Home Search A-Z index Help
Outreach Educational Outreach
At the Cavendish laboratory
Pjotr Kapitsa: Nobel Prize in Physics 1978
Pjotr Kapitsa

Pjotr Kapitsa was born in Kronstadt, Russia, on the 9th July 1894. After completing his studies in 1918 at the Electromechanics Department of the Petrograd Polytechnical Institute, Kapitsa began his scientific career at that institute. He proposed a method for determining the magnetic moment of an atom interacting with an inhomogeneous magnetic field. This method was later widely used in magnetic physics.

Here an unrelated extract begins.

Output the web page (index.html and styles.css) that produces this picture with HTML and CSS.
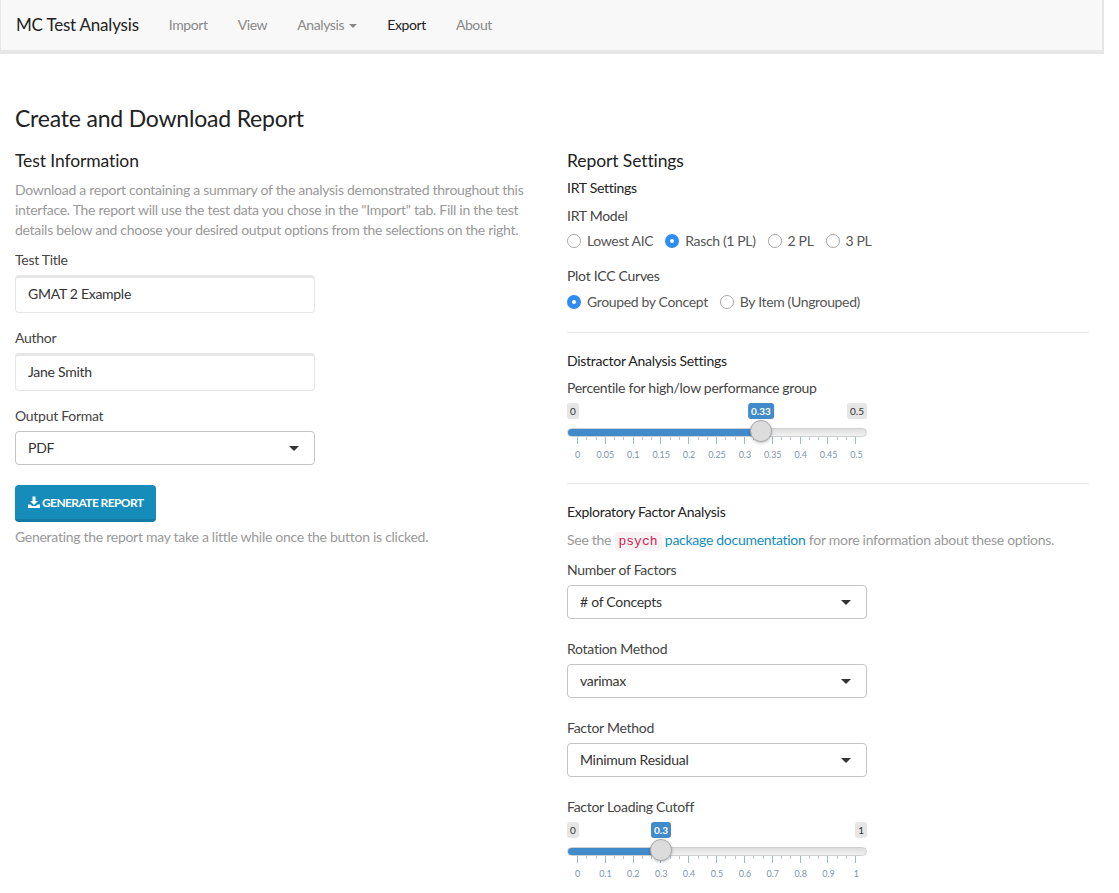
FILE: index.html
```html
<!DOCTYPE html>
<html lang="en">
<head>
	<meta charset="utf-8">
	<title>MC Test Analysis</title>
	<link rel="stylesheet" href="styles.css">
</head>
<body>
	<div class="page">
		<!-- Navbar -->
		<nav class="navbar">
			<span class="brand">MC Test Analysis</span>
			<a class="nav-link">Import</a>
			<a class="nav-link">View</a>
			<a class="nav-link">Analysis <span class="nav-caret"></span></a>
			<a class="nav-link active">Export</a>
			<a class="nav-link">About</a>
		</nav>

		<h2 class="page-title">Create and Download Report</h2>

		<div class="columns">
			<!-- Left column -->
			<div class="col">
				<h4 class="section-title">Test Information</h4>
				<p class="muted intro">Download a report containing a summary of the analysis demonstrated throughout this interface. The report will use the test data you chose in the "Import" tab. Fill in the test details below and choose your desired output options from the selections on the right.</p>

				<label class="field-label">Test Title</label>
				<div class="text-input">GMAT 2 Example</div>

				<label class="field-label second">Author</label>
				<div class="text-input">Jane Smith</div>

				<label class="field-label second">Output Format</label>
				<div class="select">PDF<span class="select-caret"></span></div>

				<button class="btn-generate">
					<svg viewBox="0 0 24 24" width="12" height="12" fill="#fff"><path d="M9 1h6v9h5l-8 8-8-8h5zM0 17h5l3 3h8l3-3h5v7H0z"/></svg>
					GENERATE REPORT
				</button>
				<p class="muted note">Generating the report may take a little while once the button is clicked.</p>
			</div>

			<!-- Right column -->
			<div class="col">
				<h4 class="section-title">Report Settings</h4>
				<h5 class="sub-title first">IRT Settings</h5>

				<label class="field-label top">IRT Model</label>
				<div class="radio-row">
					<span class="radio"><i class="dot"></i>Lowest AIC</span>
					<span class="radio"><i class="dot on"></i>Rasch (1 PL)</span>
					<span class="radio"><i class="dot"></i>2 PL</span>
					<span class="radio"><i class="dot"></i>3 PL</span>
				</div>

				<label class="field-label plot">Plot ICC Curves</label>
				<div class="radio-row">
					<span class="radio"><i class="dot on"></i>Grouped by Concept</span>
					<span class="radio"><i class="dot"></i>By Item (Ungrouped)</span>
				</div>

				<hr class="rule">

				<h5 class="sub-title">Distractor Analysis Settings</h5>
				<label class="field-label tight">Percentile for high/low performance group</label>
				<div class="slider">
					<div class="slider-ends"><span class="end">0</span><span class="end">0.5</span></div>
					<span class="bubble" style="left: 194px">0.33</span>
					<div class="track"><div class="track-fill" style="width: 194px"></div></div>
					<span class="thumb" style="left: 194px"></span>
					<div class="ticks"></div>
					<div class="tick-labels">
						<span>0</span><span>0.05</span><span>0.1</span><span>0.15</span><span>0.2</span><span>0.25</span><span>0.3</span><span>0.35</span><span>0.4</span><span>0.45</span><span>0.5</span>
					</div>
				</div>

				<hr class="rule lower">

				<h5 class="sub-title">Exploratory Factor Analysis</h5>
				<p class="muted see">See the <code class="code">psych</code> <a class="link">package documentation</a> for more information about these options.</p>

				<label class="field-label top">Number of Factors</label>
				<div class="select">&#35; of Concepts<span class="select-caret"></span></div>

				<label class="field-label next">Rotation Method</label>
				<div class="select">varimax<span class="select-caret"></span></div>

				<label class="field-label next">Factor Method</label>
				<div class="select">Minimum Residual<span class="select-caret"></span></div>

				<label class="field-label next">Factor Loading Cutoff</label>
				<div class="slider">
					<div class="slider-ends"><span class="end">0</span><span class="end">1</span></div>
					<span class="bubble" style="left: 94px">0.3</span>
					<div class="track"><div class="track-fill" style="width: 94px"></div></div>
					<span class="thumb" style="left: 94px"></span>
					<div class="ticks"></div>
					<div class="tick-labels">
						<span>0</span><span>0.1</span><span>0.2</span><span>0.3</span><span>0.4</span><span>0.5</span><span>0.6</span><span>0.7</span><span>0.8</span><span>0.9</span><span>1</span>
					</div>
				</div>
			</div>
		</div>
	</div>
</body>
</html>
```

FILE: styles.css
```css
/*Basic body design*/
body {
	font-family: "Lato", "Liberation Sans", sans-serif;
	font-size: 14px;
	line-height: 20px;
	letter-spacing: -0.28px;
	color: #444;
	background-color: #fff;
	margin: 0;
}

/*Page keeps the narrower width of the screenshot*/
.page {
	width: 1104px;
}

/*Navbar*/
.navbar {
	display: flex;
	align-items: center;
	box-sizing: border-box;
	height: 54px;
	padding-left: 15px;
	background-color: #f8f8f8;
	border: 2px solid #e7e7e7;
	border-width: 0 2px 4px 1px;
}

.brand {
	font-size: 17px;
	letter-spacing: -0.2px;
	color: #222;
	margin-right: 15px;
}

.nav-link {
	padding: 0 15px;
	letter-spacing: -0.4px;
	color: #888;
}

.nav-link.active {
	color: #222;
}

.nav-caret {
	display: inline-block;
	vertical-align: middle;
	margin-left: 2px;
	border-top: 4px solid #888;
	border-left: 4px solid transparent;
	border-right: 4px solid transparent;
}

/*Headings*/
.page-title {
	font-size: 23px;
	font-weight: 400;
	letter-spacing: -0.2px;
	line-height: 28px;
	color: #222;
	margin: 50px 15px 0;
}

.section-title {
	font-size: 17.5px;
	font-weight: 400;
	letter-spacing: -0.1px;
	line-height: 22px;
	color: #222;
	margin: 0;
}

.sub-title {
	font-size: 14px;
	font-weight: 400;
	line-height: 20px;
	color: #222;
	margin: 0;
}

.sub-title.first {
	margin-top: 6px;
}

/*Two columns*/
.columns {
	display: grid;
	grid-template-columns: 1fr 1fr;
	margin-top: 18px;
}

.col {
	padding: 0 15px;
}

.muted {
	color: #999;
	margin: 0;
}

.intro {
	margin-top: 8px;
}

.note {
	margin-top: 5px;
}

.see {
	margin-top: 8px;
}

/*Form fields*/
.field-label {
	display: block;
	color: #444;
	margin: 10px 0 5px;
}

.field-label.second {
	margin-top: 15px;
}

.field-label.top {
	margin-top: 8px;
}

.field-label.tight {
	margin: 7px 0 5px;
}

.field-label.plot {
	margin: 15px 0 6px;
}

.field-label.next {
	margin-top: 20px;
}

.text-input {
	box-sizing: border-box;
	width: 300px;
	height: 38px;
	padding: 6px 12px 0;
	line-height: 20px;
	color: #333;
	background-color: #fff;
	border: 1px solid #e6e6e6;
	border-top-width: 3px;
	border-radius: 4px;
}

.select {
	display: flex;
	align-items: center;
	justify-content: space-between;
	box-sizing: border-box;
	width: 300px;
	height: 34px;
	padding: 0 15px 0 12px;
	color: #333;
	background-color: #fff;
	border: 1px solid #c4c4c4;
	border-radius: 4px;
}

.select-caret {
	border-top: 5px solid #333;
	border-left: 5px solid transparent;
	border-right: 5px solid transparent;
}

.btn-generate {
	display: flex;
	align-items: center;
	gap: 2px;
	box-sizing: border-box;
	width: 141px;
	height: 37px;
	margin-top: 20px;
	padding: 0 0 0 13px;
	font-family: inherit;
	font-size: 12px;
	font-weight: 700;
	letter-spacing: -0.6px;
	color: #fff;
	background-color: #158cba;
	border: none;
	border-bottom: 3px solid #127ba3;
	border-radius: 4px;
}

/*Radio buttons*/
.radio-row {
	display: flex;
	gap: 12px;
	height: 20px;
}

.radio {
	display: flex;
	align-items: center;
	gap: 6px;
	letter-spacing: -0.35px;
	color: #555;
}

.dot {
	box-sizing: border-box;
	width: 14px;
	height: 14px;
	background-color: #fff;
	border: 1px solid #aaa;
	border-radius: 50%;
}

.dot.on {
	background-color: #fff;
	border: 5px solid #2f8cf0;
}

/*Separators*/
.rule {
	border: none;
	border-top: 1px solid #e7e7e7;
	margin: 20px 0 18px;
}

.rule.lower {
	margin: 22px 0 18px;
}

/*Code and links*/
.code {
	font-family: "Liberation Mono", monospace;
	font-size: 13px;
	letter-spacing: 0;
	color: #c7254e;
	background-color: #f9f2f4;
	border-radius: 4px;
	padding: 2px 4px;
}

.link {
	color: #158cba;
}

/*Slider*/
.slider {
	position: relative;
	width: 300px;
}

.slider-ends {
	display: flex;
	justify-content: space-between;
	height: 16px;
	margin-bottom: 9px;
}

.end {
	padding: 0 3px;
	font-size: 10px;
	letter-spacing: 0;
	line-height: 16px;
	color: #333;
	background-color: #e6e6e6;
	border-radius: 3px;
}

.bubble {
	position: absolute;
	top: 0;
	transform: translateX(-50%);
	padding: 0 3px;
	font-size: 10px;
	font-weight: 700;
	letter-spacing: 0;
	line-height: 16px;
	color: #fff;
	background-color: #428bca;
	border-radius: 3px;
}

.track {
	box-sizing: border-box;
	height: 9px;
	background: linear-gradient(#ddd, #f2f2f2);
	border: 1px solid #d0d0d0;
	border-radius: 5px;
	overflow: hidden;
}

.track-fill {
	height: 9px;
	margin: -1px 0 0 -1px;
	background-color: #428bca;
}

.thumb {
	position: absolute;
	top: 17px;
	box-sizing: border-box;
	width: 22px;
	height: 22px;
	margin-left: -11px;
	background-color: #dcdcdc;
	border: 1px solid #aaa;
	border-radius: 50%;
	box-shadow: 0 1px 3px rgba(0, 0, 0, 0.25);
}

/*Major ticks every 27.83px, minor ticks every third of that*/
.ticks {
	height: 7px;
	margin: 0 10px;
	background-image:
		repeating-linear-gradient(to right, #9db8d2 0, #9db8d2 1px, transparent 1px, transparent 27.83px),
		repeating-linear-gradient(to right, #b4c6d8 0, #b4c6d8 1px, transparent 1px, transparent 9.277px);
	background-size: 100% 7px, 100% 3px;
	background-repeat: no-repeat;
}

.tick-labels {
	display: flex;
	justify-content: space-between;
	margin: 5px 10.5px 0;
	font-size: 9px;
	letter-spacing: -0.05px;
	line-height: 12px;
	color: #7f95ad;
}

.tick-labels span {
	display: flex;
	justify-content: center;
	width: 0;
	white-space: nowrap;
}
```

In 1921 Kapitsa came to the Cavendish Laboratory, Cambridge, to work with Rutherford, researching in nuclear physics. After a few years in Cambridge, Kapitsa turned to low-temperature research. He began with a critical analysis of the traditional methods for obtaining low temperatures and developed a new and original apparatus for the liquefaction of helium in 1934. Kapitsa began a series of experiments to study the properties of liquid helium that led to the discovery of the superfluidity of helium in 1937. In 1939 he developed a new method for liquefaction of air with a low-pressure cycle using a special high-efficiency expansion turbine. He then wrote a series of papers investigating this new state of matter. Late in the 1940's he began working on physical problems for low-temperature physics. He also invented high-power microwave generators and discovered a new kind of continuous high-pressure plasma discharge with electron temperatures over a million K. Thus, he was awarded the Nobel Prize in Physics 1978, "for his basic inventions and discoveries in the area of low-temperature physics".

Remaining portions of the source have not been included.